* [What the exercise asks] Write out, word for word, the stretch of lines beginning at the one with "Reproduce this screenshot" and ending at the one with "</style></head><body>", omitting the images.

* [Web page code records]
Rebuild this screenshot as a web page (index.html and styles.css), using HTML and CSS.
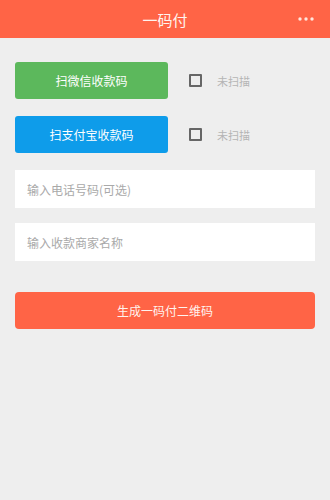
FILE: index.html
```html
<!DOCTYPE html>
<html lang="zh-CN">
<head>
  <meta charset="UTF-8" />
  <meta name="viewport" content="width=device-width, initial-scale=1.0"/>
  <title>一码付</title>
  <link rel="stylesheet" href="styles.css">
</head>
<body>
  <header class="topbar">
    <h1>一码付</h1>
    <svg class="more" width="16" height="4" viewBox="0 0 16 4">
      <circle cx="2" cy="2" r="1.7" fill="#ffe6de"/>
      <circle cx="8" cy="2" r="1.7" fill="#ffe6de"/>
      <circle cx="14" cy="2" r="1.7" fill="#ffe6de"/>
    </svg>
  </header>

  <main class="content">
    <div class="scan-row">
      <button class="scan-btn wechat">扫微信收款码</button>
      <label class="status"><span class="box"></span>未扫描</label>
    </div>
    <div class="scan-row">
      <button class="scan-btn alipay">扫支付宝收款码</button>
      <label class="status"><span class="box"></span>未扫描</label>
    </div>

    <input type="text" class="field" placeholder="输入电话号码(可选)" />
    <input type="text" class="field" placeholder="输入收款商家名称" />

    <button class="generate">生成一码付二维码</button>
  </main>
</body>
</html>
```

FILE: styles.css
```css
body {
  margin: 0;
  background-color: #eeeeee;
  font-family: "Noto Sans CJK SC", "Noto Sans", sans-serif;
  height: 100vh;
}

.topbar {
  height: 38px;
  background-color: #ff6446;
  display: flex;
  align-items: center;
  justify-content: center;
  position: relative;
}

.topbar h1 {
  margin: 0;
  font-size: 15px;
  font-weight: normal;
  color: #fff4ef;
}

.more {
  position: absolute;
  right: 16px;
  top: 17px;
}

.content {
  padding: 24px 15px 0;
  display: flex;
  flex-direction: column;
}

.scan-row {
  display: flex;
  align-items: center;
  margin-bottom: 17px;
}

.scan-btn {
  width: 153px;
  height: 37px;
  border: none;
  border-radius: 3px;
  color: #fff;
  font-family: inherit;
  font-size: 12px;
  padding: 0;
}

.scan-btn.wechat {
  background-color: #5cb85c;
}

.scan-btn.alipay {
  background-color: #0e9cea;
}

.status {
  display: flex;
  align-items: center;
  margin-left: 21px;
  font-size: 11px;
  color: #b5b5b5;
}

.box {
  width: 9px;
  height: 9px;
  border: 2px solid #666;
  border-radius: 1px;
  margin-right: 15px;
}

.field {
  height: 38px;
  border: none;
  background-color: #fff;
  padding: 0 12px;
  font-family: inherit;
  font-size: 12px;
  margin-bottom: 15px;
  box-sizing: border-box;
}

.field::placeholder {
  color: #a9a9a9;
}

.generate {
  margin-top: 16px;
  height: 37px;
  border: none;
  border-radius: 4px;
  background-color: #ff6446;
  color: #fff3ee;
  font-family: inherit;
  font-size: 12px;
}
```
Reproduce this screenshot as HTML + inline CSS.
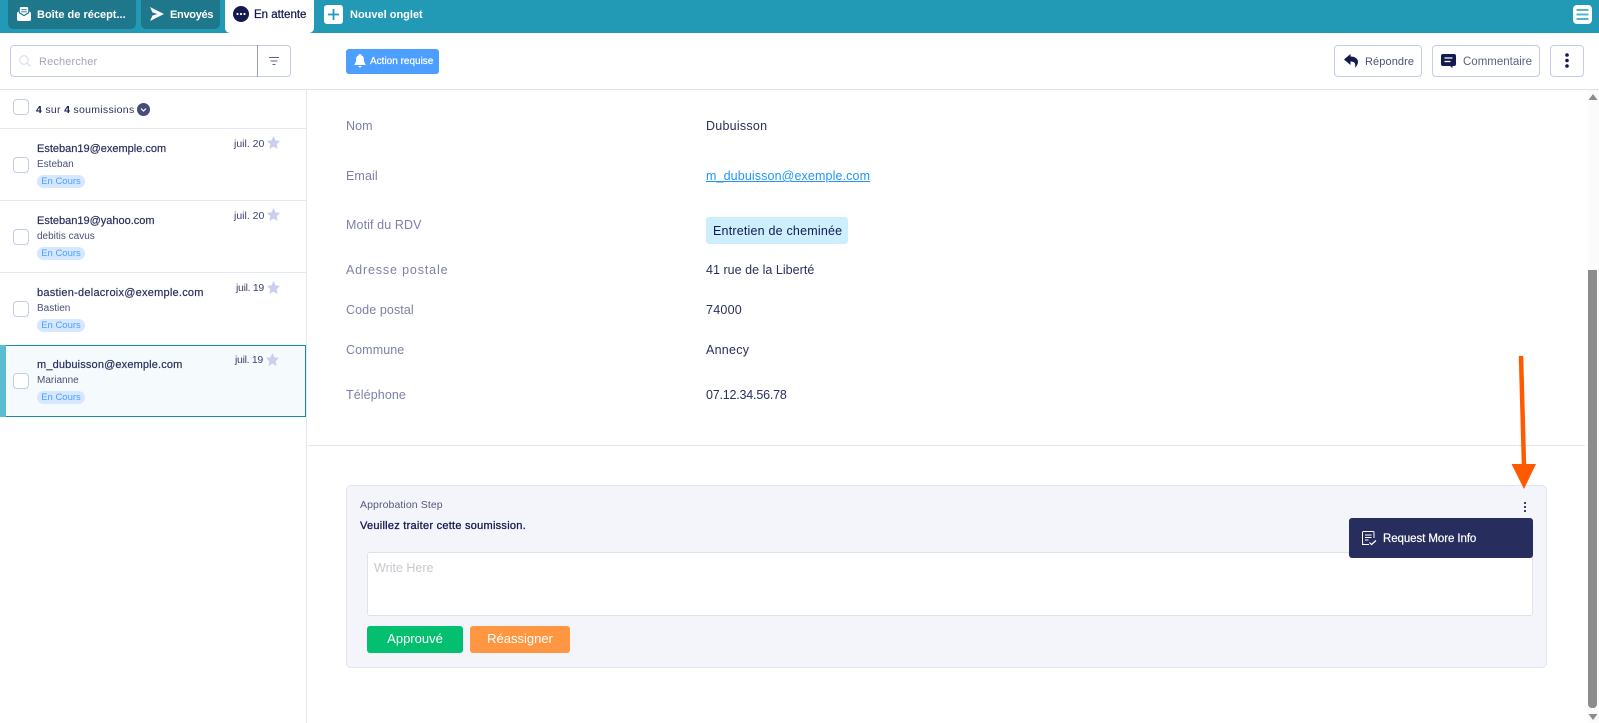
<!DOCTYPE html>
<html lang="fr"><head><meta charset="utf-8"><title>Approbation</title>
<style>
html,body{margin:0;padding:0;background:#fff;width:1599px;height:723px;overflow:hidden}
body{position:relative;font-family:"Liberation Sans",sans-serif;color:#1b2150}
.a,.t{position:absolute;box-sizing:border-box}
.t{white-space:nowrap;line-height:20px;height:20px}
.box{border:1px solid #c3cbee;border-radius:4px;background:#fff}
.cb{position:absolute;left:13px;width:16px;height:16px;border:1px solid #c3cbee;border-radius:4px;background:#fff;box-sizing:border-box}
.em{font-size:11px;left:37px;color:#2a2f5c;font-weight:400;-webkit-text-stroke:.2px #2a2f5c}
.sub{font-size:10px;left:37px;color:#4a4f77}
.pill{position:absolute;left:37px;width:48px;height:13px;border-radius:7px;background:#d5e8ff;color:#4c9eff;font-size:9.5px;line-height:13px;text-align:center}
.dt{font-size:10.5px;color:#3c4170}
.lb{left:346px;font-size:12.5px;color:#7d80a8;letter-spacing:.1px}
.vl{left:706px;font-size:12.5px;color:#2a2f5c;letter-spacing:.25px}
.hl{position:absolute;background:#e6e7ef}
</style></head><body>

<!-- top bar -->
<div class="a" style="left:0;top:0;width:1599px;height:33px;background:#239ab5"></div>
<div class="a" style="left:8px;top:0;width:128px;height:29px;background:#1f778c;border-radius:0 0 5px 5px"></div>
<div class="a" style="left:141px;top:0;width:79px;height:29px;background:#1f778c;border-radius:0 0 5px 5px"></div>
<div class="a" style="left:225px;top:0;width:89px;height:33px;background:#fff;border-radius:0 0 5px 5px"></div>

<svg class="a" style="left:17px;top:7px" width="14" height="14" viewBox="0 0 15 16" preserveAspectRatio="none"><path fill="#fff" d="M3 1.500A1.500 1.500 0 0 1 4.500 0h6A1.500 1.500 0 0 1 12 1.500V6l-4.500 3L3 6z"/><path fill="#1f778c" d="M4.500 2.500h6v1h-6zM4.500 5h6v1h-6z"/><path fill="#fff" d="M0 6.500l2-1.300v1.800L7.500 10.500 13 7V5.200l2 1.300V14a2 2 0 0 1-2 2H2a2 2 0 0 1-2-2z"/></svg>
<div class="t" style="left:37px;top:5px;font-size:11px;font-weight:700;color:#fff">Boîte de récept...</div>

<svg class="a" style="left:150px;top:7px" width="14" height="14" viewBox="0 0 14 14"><path fill="#fff" d="M0 0l14 7L0 14l2.500-5.500L7.500 7l-5-1.500z"/></svg>
<div class="t" style="left:170px;top:5px;font-size:11px;font-weight:700;color:#fff;letter-spacing:-.3px">Envoyés</div>

<svg class="a" style="left:233px;top:6px" width="16" height="16" viewBox="0 0 16 16"><circle cx="8" cy="8" r="8" fill="#14194f"/><circle cx="4.500" cy="8" r="1.100" fill="#fff"/><circle cx="8" cy="8" r="1.100" fill="#fff"/><circle cx="11.500" cy="8" r="1.100" fill="#fff"/></svg>
<div class="t" style="left:254px;top:5px;font-size:11.500px;color:#14194f;-webkit-text-stroke:.25px #14194f">En attente</div>

<div class="a" style="left:324px;top:5px;width:19px;height:19px;background:#fff;border-radius:3px"></div>
<svg class="a" style="left:324px;top:5px" width="19" height="19" viewBox="0 0 19 19"><path stroke="#239ab5" stroke-width="1.800" d="M9.500 4v11M4 9.500h11"/></svg>
<div class="t" style="left:350px;top:5px;font-size:11px;font-weight:700;color:#fff">Nouvel onglet</div>

<div class="a" style="left:1573px;top:5px;width:19px;height:19px;background:#fff;border-radius:4px"></div>
<svg class="a" style="left:1573px;top:5px" width="19" height="19" viewBox="0 0 19 19"><path stroke="#53b4cb" stroke-width="2" d="M3.500 5h12M3.500 9.500h12M3.500 14h12"/></svg>

<!-- search -->
<div class="a box" style="left:10px;top:45px;width:281px;height:32px"></div>
<div class="a" style="left:257px;top:45px;width:1px;height:32px;background:#9a9db5"></div>
<svg class="a" style="left:19px;top:55px" width="12" height="12" viewBox="0 0 12 12" fill="none" stroke="#d3d8ee" stroke-width="1"><circle cx="5" cy="5" r="4.300"/><path d="M8 8l3.500 3.500"/></svg>
<div class="t" style="left:39px;top:52px;font-size:11px;color:#a3a5ba;letter-spacing:.15px">Rechercher</div>
<svg class="a" style="left:269px;top:57px" width="10" height="9" viewBox="0 0 10 9"><path stroke="#5f6488" stroke-width="1" d="M0 .5h10M1.500 4h7M3.500 7.500h3"/></svg>

<!-- action -->
<div class="a" style="left:346px;top:49px;width:93px;height:25px;background:#4c9eff;border-radius:3px"></div>
<svg class="a" style="left:354px;top:54px" width="12" height="14" viewBox="0 0 12 14"><path fill="#fff" d="M6 0c1 0 1.500.7 1.600 1.500C9.500 2.300 10 4 10 6c0 2 .8 3.500 2 5H0c1.200-1.500 2-3 2-5 0-2 .5-3.700 2.400-4.500C4.500.7 5 0 6 0zM4.500 12h3a1.500 1.500 0 0 1-3 0z"/></svg>
<div class="t" style="left:370px;top:52px;font-size:10px;color:#fff;-webkit-text-stroke:.2px #fff">Action requise</div>

<!-- right buttons -->
<div class="a box" style="left:1334px;top:45px;width:88px;height:32px"></div>
<svg class="a" style="left:1344px;top:54px" width="14" height="14" viewBox="0 0 14 14"><path fill="#14194f" d="M6.500 0L0 5.500 6.500 11V7.500c2.500 0 4.500.6 4.800 3.500 0 1-.1 2-.6 3C13 12 14 10 14 8c0-3.500-3-5.500-7.500-5.500z"/></svg>
<div class="t" style="left:1365px;top:52px;font-size:11px;color:#4d5178;letter-spacing:.1px">Répondre</div>

<div class="a box" style="left:1432px;top:45px;width:108px;height:32px"></div>
<svg class="a" style="left:1441px;top:54px" width="15" height="14" viewBox="0 0 15 14"><path fill="#14194f" d="M2 0h11a2 2 0 0 1 2 2v8a2 2 0 0 1-2 2h-1.500v2L9 12H2a2 2 0 0 1-2-2V2a2 2 0 0 1 2-2z"/><path stroke="#fff" stroke-width="1.300" d="M3.500 4h8M3.500 7.500h6"/></svg>
<div class="t" style="left:1463px;top:52px;font-size:11.500px;color:#5d6185;letter-spacing:0">Commentaire</div>

<div class="a box" style="left:1550px;top:45px;width:34px;height:32px"></div>
<svg class="a" style="left:1564px;top:52px" width="6" height="18" viewBox="0 0 6 18"><circle cx="3" cy="3" r="1.800" fill="#14194f"/><circle cx="3" cy="8.500" r="1.800" fill="#14194f"/><circle cx="3" cy="14" r="1.800" fill="#14194f"/></svg>

<!-- structure lines -->
<div class="hl" style="left:0;top:89px;width:1599px;height:1px;background:#e2e2e6"></div>
<div class="hl" style="left:306px;top:90px;width:1px;height:633px"></div>

<!-- list header -->
<div class="cb" style="top:99px"></div>
<div class="t" style="left:36px;top:100px;font-size:10.500px;color:#2a2f5c;letter-spacing:.3px"><b style="color:#14194f">4</b> sur <b style="color:#14194f">4</b> soumissions</div>
<svg class="a" style="left:137px;top:103px" width="13" height="13" viewBox="0 0 13 13"><circle cx="6.500" cy="6.500" r="6.500" fill="#454c7c"/><path d="M4 5.500l2.500 2.500L9 5.500" fill="none" stroke="#fff" stroke-width="1.200"/></svg>

<!-- list items -->
<div class="hl" style="left:0;top:128px;width:306px;height:1px"></div>
<div class="hl" style="left:0;top:200px;width:306px;height:1px"></div>
<div class="hl" style="left:0;top:272px;width:306px;height:1px"></div>

<div class="t em" style="top:139px">Esteban19@exemple.com</div>
<div class="t sub" style="top:155px">Esteban</div>
<div class="pill" style="top:175px">En Cours</div>
<div class="cb" style="top:157px"></div>
<div class="t dt" style="left:234px;top:134px">juil. 20</div>
<svg class="a" style="left:267px;top:136px" width="13" height="13" viewBox="0 0 24 24"><path fill="#c9cfec" d="M12 0l3.700 8.100 8.300 1-6.100 5.900 1.600 8.900L12 19.500l-7.500 4.400L6.100 15 0 9.100l8.300-1z"/></svg>

<div class="t em" style="top:211px">Esteban19@yahoo.com</div>
<div class="t sub" style="top:227px">debitis cavus</div>
<div class="pill" style="top:247px">En Cours</div>
<div class="cb" style="top:229px"></div>
<div class="t dt" style="left:234px;top:206px">juil. 20</div>
<svg class="a" style="left:267px;top:208px" width="13" height="13" viewBox="0 0 24 24"><path fill="#c9cfec" d="M12 0l3.700 8.100 8.300 1-6.100 5.900 1.600 8.900L12 19.500l-7.500 4.400L6.100 15 0 9.100l8.300-1z"/></svg>

<div class="t em" style="top:283px;letter-spacing:.24px">bastien-delacroix@exemple.com</div>
<div class="t sub" style="top:299px">Bastien</div>
<div class="pill" style="top:319px">En Cours</div>
<div class="cb" style="top:301px"></div>
<div class="t dt" style="left:236px;top:278px;letter-spacing:-.3px">juil. 19</div>
<svg class="a" style="left:267px;top:281px" width="13" height="13" viewBox="0 0 24 24"><path fill="#c9cfec" d="M12 0l3.700 8.100 8.300 1-6.100 5.900 1.600 8.900L12 19.500l-7.500 4.400L6.100 15 0 9.100l8.300-1z"/></svg>

<div class="a" style="left:0;top:345px;width:306px;height:72px;background:#f5fbfc;border:1px solid #1a8a9c;border-left:0"></div>
<div class="a" style="left:0;top:345px;width:6px;height:72px;background:#5bbdd2"></div>
<div class="t em" style="top:355px;letter-spacing:.15px">m_dubuisson@exemple.com</div>
<div class="t sub" style="top:371px">Marianne</div>
<div class="pill" style="top:391px">En Cours</div>
<div class="cb" style="top:373px"></div>
<div class="t dt" style="left:235px;top:350px;letter-spacing:-.3px">juil. 19</div>
<svg class="a" style="left:266px;top:353px" width="13" height="13" viewBox="0 0 24 24"><path fill="#c9cfec" d="M12 0l3.700 8.100 8.300 1-6.100 5.900 1.600 8.900L12 19.500l-7.500 4.400L6.100 15 0 9.100l8.300-1z"/></svg>

<!-- fields -->
<div class="t lb" style="top:116px">Nom</div><div class="t vl" style="top:116px">Dubuisson</div>
<div class="t lb" style="top:166px">Email</div><div class="t vl" style="top:166px;color:#2196f3;text-decoration:underline;letter-spacing:.12px">m_dubuisson@exemple.com</div>
<div class="t lb" style="top:215px">Motif du RDV</div>
<div class="a" style="left:706px;top:217px;width:142px;height:27px;background:#cdeffd;border-radius:3px"></div>
<div class="t vl" style="left:713px;top:221px;color:#14194f;letter-spacing:.2px">Entretien de cheminée</div>
<div class="t lb" style="top:260px;letter-spacing:.85px">Adresse postale</div><div class="t vl" style="top:260px;letter-spacing:.03px">41 rue de la Liberté</div>
<div class="t lb" style="top:300px">Code postal</div><div class="t vl" style="top:300px">74000</div>
<div class="t lb" style="top:340px">Commune</div><div class="t vl" style="top:340px">Annecy</div>
<div class="t lb" style="top:385px">Téléphone</div><div class="t vl" style="top:385px;letter-spacing:-.2px">07.12.34.56.78</div>

<div class="hl" style="left:307px;top:445px;width:1278px;height:1px"></div>

<!-- approval -->
<div class="a" style="left:346px;top:485px;width:1201px;height:183px;background:#f4f5fb;border:1px solid #e2e4f0;border-radius:5px"></div>
<div class="t" style="left:360px;top:495px;font-size:10.500px;color:#55597c;letter-spacing:.1px">Approbation Step</div>
<div class="t" style="left:360px;top:516px;font-size:11px;color:#14194f;letter-spacing:.26px;-webkit-text-stroke:.3px #14194f">Veuillez traiter cette soumission.</div>
<div class="a" style="left:367px;top:552px;width:1166px;height:64px;background:#fff;border:1px solid #dfe1ee;border-radius:3px"></div>
<div class="t" style="left:374px;top:558px;font-size:12.500px;color:#c8c8ce">Write Here</div>
<div class="a" style="left:367px;top:626px;width:96px;height:27px;background:#04bf6f;border-radius:3px;color:#fff;font-size:13px;line-height:26px;text-align:center">Approuvé</div>
<div class="a" style="left:470px;top:626px;width:100px;height:27px;background:#ff9742;border-radius:3px;color:#fff;font-size:13px;line-height:26px;text-align:center">Réassigner</div>

<svg class="a" style="left:1523px;top:501px" width="4" height="12" viewBox="0 0 4 12"><rect x="1" y="1" width="2" height="2" fill="#3a3f66"/><rect x="1" y="5" width="2" height="2" fill="#3a3f66"/><rect x="1" y="9" width="2" height="2" fill="#3a3f66"/></svg>

<div class="a" style="left:1349px;top:518px;width:184px;height:40px;background:#272e5e;border-radius:3px"></div>
<svg class="a" style="left:1361px;top:531px" width="16" height="15" viewBox="0 0 16 15" fill="none" stroke="#fff" stroke-width="1"><path d="M13 7V1.500a1 1 0 0 0-1-1H2.500a1 1 0 0 0-1 1V12a2 2 0 0 0 1 1.500H8"/><path d="M1 13.500h4"/><path d="M4 4h6.500M4 6.500h6.500M4 9h3.500"/><path d="M8.500 11.500l2 2 4.500-4" stroke-width="1.200"/></svg>
<div class="t" style="left:1383px;top:529px;font-size:11.500px;color:#fff;letter-spacing:-.08px;-webkit-text-stroke:.2px #fff">Request More Info</div>

<!-- orange arrow -->
<svg class="a" style="left:1505px;top:350px" width="40" height="145" viewBox="0 0 40 145"><path d="M16 6l3 110" stroke="#ff5a00" stroke-width="4.500" fill="none"/><path d="M6.500 114H31L19 139z" fill="#ff5a00"/></svg>

<!-- scrollbar -->
<div class="a" style="left:1587px;top:90px;width:12px;height:633px;background:#fbfbfb"></div>
<svg class="a" style="left:1587px;top:92px" width="12" height="10" viewBox="0 0 12 10"><path d="M6 2l4.500 6h-9z" fill="#8c8c8c"/></svg>
<div class="a" style="left:1588px;top:270px;width:9px;height:438px;background:#8c8c8c;border-radius:0 0 4px 4px"></div>
<svg class="a" style="left:1587px;top:712px" width="12" height="10" viewBox="0 0 12 10"><path d="M1.500 2h9L6 8z" fill="#8c8c8c"/></svg>

</body></html>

* [Task result]
Reproduce this screenshot as HTML + inline CSS.
<!DOCTYPE html>
<html lang="fr"><head><meta charset="utf-8"><title>Approbation</title>
<style>
html,body{margin:0;padding:0;background:#fff;width:1599px;height:723px;overflow:hidden}
body{position:relative;font-family:"Liberation Sans",sans-serif;color:#1b2150}
.a,.t{position:absolute;box-sizing:border-box}
.t{white-space:nowrap;line-height:20px;height:20px}
.box{border:1px solid #c3cbee;border-radius:4px;background:#fff}
.cb{position:absolute;left:13px;width:16px;height:16px;border:1px solid #c3cbee;border-radius:4px;background:#fff;box-sizing:border-box}
.em{font-size:11px;left:37px;color:#2a2f5c;font-weight:400;-webkit-text-stroke:.2px #2a2f5c}
.sub{font-size:10px;left:37px;color:#4a4f77}
.pill{position:absolute;left:37px;width:48px;height:13px;border-radius:7px;background:#d5e8ff;color:#4c9eff;font-size:9.5px;line-height:13px;text-align:center}
.dt{font-size:10.5px;color:#3c4170}
.lb{left:346px;font-size:12.5px;color:#7d80a8;letter-spacing:.1px}
.vl{left:706px;font-size:12.5px;color:#2a2f5c;letter-spacing:.25px}
.hl{position:absolute;background:#e6e7ef}
</style></head><body>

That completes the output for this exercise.